*Work to be completed*:
Pictures within the data are to be left out; everything else must be reproduced exactly.

*Given material*:
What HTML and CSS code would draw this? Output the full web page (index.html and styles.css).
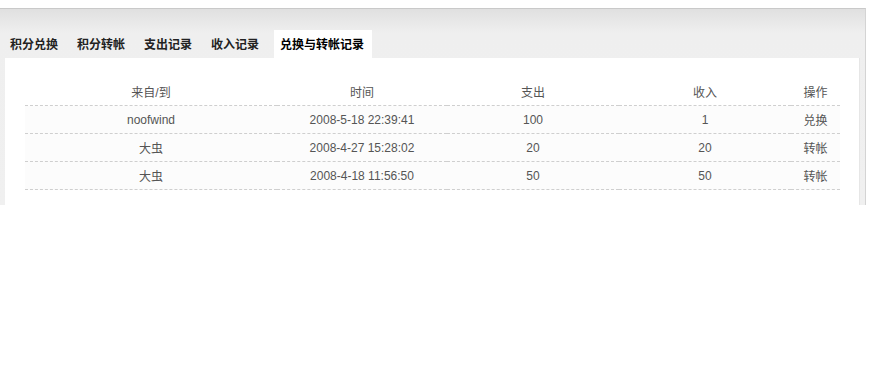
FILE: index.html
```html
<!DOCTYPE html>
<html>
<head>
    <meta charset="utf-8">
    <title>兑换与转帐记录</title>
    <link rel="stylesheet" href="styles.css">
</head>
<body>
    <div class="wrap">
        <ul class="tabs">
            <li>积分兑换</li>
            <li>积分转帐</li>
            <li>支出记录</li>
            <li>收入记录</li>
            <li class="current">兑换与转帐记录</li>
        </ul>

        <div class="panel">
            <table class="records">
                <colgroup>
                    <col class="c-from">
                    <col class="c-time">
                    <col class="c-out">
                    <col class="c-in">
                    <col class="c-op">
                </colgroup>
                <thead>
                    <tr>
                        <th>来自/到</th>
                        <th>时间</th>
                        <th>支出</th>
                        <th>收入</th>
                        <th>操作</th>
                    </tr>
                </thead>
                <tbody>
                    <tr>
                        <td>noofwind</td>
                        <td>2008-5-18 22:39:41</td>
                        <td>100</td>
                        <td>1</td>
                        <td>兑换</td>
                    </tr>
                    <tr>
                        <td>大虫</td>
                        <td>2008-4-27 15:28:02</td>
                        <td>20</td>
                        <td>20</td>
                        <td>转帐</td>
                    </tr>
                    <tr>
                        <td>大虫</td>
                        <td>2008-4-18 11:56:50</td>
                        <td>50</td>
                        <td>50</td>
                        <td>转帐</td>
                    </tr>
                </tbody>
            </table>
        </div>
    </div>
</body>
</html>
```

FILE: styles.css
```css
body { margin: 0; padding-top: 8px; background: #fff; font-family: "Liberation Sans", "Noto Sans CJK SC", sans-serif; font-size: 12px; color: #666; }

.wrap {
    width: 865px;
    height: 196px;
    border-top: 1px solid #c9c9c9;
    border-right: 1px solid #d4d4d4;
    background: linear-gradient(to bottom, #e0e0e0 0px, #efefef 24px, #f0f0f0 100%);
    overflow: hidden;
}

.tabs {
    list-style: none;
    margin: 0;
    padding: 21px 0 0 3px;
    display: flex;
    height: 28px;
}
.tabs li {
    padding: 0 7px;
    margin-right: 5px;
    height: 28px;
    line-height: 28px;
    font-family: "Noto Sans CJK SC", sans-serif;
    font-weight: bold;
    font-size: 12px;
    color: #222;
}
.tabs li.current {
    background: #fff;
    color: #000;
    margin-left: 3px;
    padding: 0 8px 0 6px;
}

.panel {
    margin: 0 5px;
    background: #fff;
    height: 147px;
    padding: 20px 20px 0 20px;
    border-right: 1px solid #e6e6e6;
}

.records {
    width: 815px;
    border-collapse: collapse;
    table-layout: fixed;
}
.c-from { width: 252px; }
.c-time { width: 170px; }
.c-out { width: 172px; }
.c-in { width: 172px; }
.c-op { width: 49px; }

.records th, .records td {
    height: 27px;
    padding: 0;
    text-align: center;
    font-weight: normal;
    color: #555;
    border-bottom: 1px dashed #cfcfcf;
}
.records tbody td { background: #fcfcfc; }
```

*The output*:
What HTML and CSS code would draw this? Output the full web page (index.html and styles.css).
FILE: index.html
```html
<!DOCTYPE html>
<html>
<head>
    <meta charset="utf-8">
    <title>兑换与转帐记录</title>
    <link rel="stylesheet" href="styles.css">
</head>
<body>
    <div class="wrap">
        <ul class="tabs">
            <li>积分兑换</li>
            <li>积分转帐</li>
            <li>支出记录</li>
            <li>收入记录</li>
            <li class="current">兑换与转帐记录</li>
        </ul>

        <div class="panel">
            <table class="records">
                <colgroup>
                    <col class="c-from">
                    <col class="c-time">
                    <col class="c-out">
                    <col class="c-in">
                    <col class="c-op">
                </colgroup>
                <thead>
                    <tr>
                        <th>来自/到</th>
                        <th>时间</th>
                        <th>支出</th>
                        <th>收入</th>
                        <th>操作</th>
                    </tr>
                </thead>
                <tbody>
                    <tr>
                        <td>noofwind</td>
                        <td>2008-5-18 22:39:41</td>
                        <td>100</td>
                        <td>1</td>
                        <td>兑换</td>
                    </tr>
                    <tr>
                        <td>大虫</td>
                        <td>2008-4-27 15:28:02</td>
                        <td>20</td>
                        <td>20</td>
                        <td>转帐</td>
                    </tr>
                    <tr>
                        <td>大虫</td>
                        <td>2008-4-18 11:56:50</td>
                        <td>50</td>
                        <td>50</td>
                        <td>转帐</td>
                    </tr>
                </tbody>
            </table>
        </div>
    </div>
</body>
</html>
```

FILE: styles.css
```css
body { margin: 0; padding-top: 8px; background: #fff; font-family: "Liberation Sans", "Noto Sans CJK SC", sans-serif; font-size: 12px; color: #666; }

.wrap {
    width: 865px;
    height: 196px;
    border-top: 1px solid #c9c9c9;
    border-right: 1px solid #d4d4d4;
    background: linear-gradient(to bottom, #e0e0e0 0px, #efefef 24px, #f0f0f0 100%);
    overflow: hidden;
}

.tabs {
    list-style: none;
    margin: 0;
    padding: 21px 0 0 3px;
    display: flex;
    height: 28px;
}
.tabs li {
    padding: 0 7px;
    margin-right: 5px;
    height: 28px;
    line-height: 28px;
    font-family: "Noto Sans CJK SC", sans-serif;
    font-weight: bold;
    font-size: 12px;
    color: #222;
}
.tabs li.current {
    background: #fff;
    color: #000;
    margin-left: 3px;
    padding: 0 8px 0 6px;
}

.panel {
    margin: 0 5px;
    background: #fff;
    height: 147px;
    padding: 20px 20px 0 20px;
    border-right: 1px solid #e6e6e6;
}

.records {
    width: 815px;
    border-collapse: collapse;
    table-layout: fixed;
}
.c-from { width: 252px; }
.c-time { width: 170px; }
.c-out { width: 172px; }
.c-in { width: 172px; }
.c-op { width: 49px; }

.records th, .records td {
    height: 27px;
    padding: 0;
    text-align: center;
    font-weight: normal;
    color: #555;
    border-bottom: 1px dashed #cfcfcf;
}
.records tbody td { background: #fcfcfc; }
```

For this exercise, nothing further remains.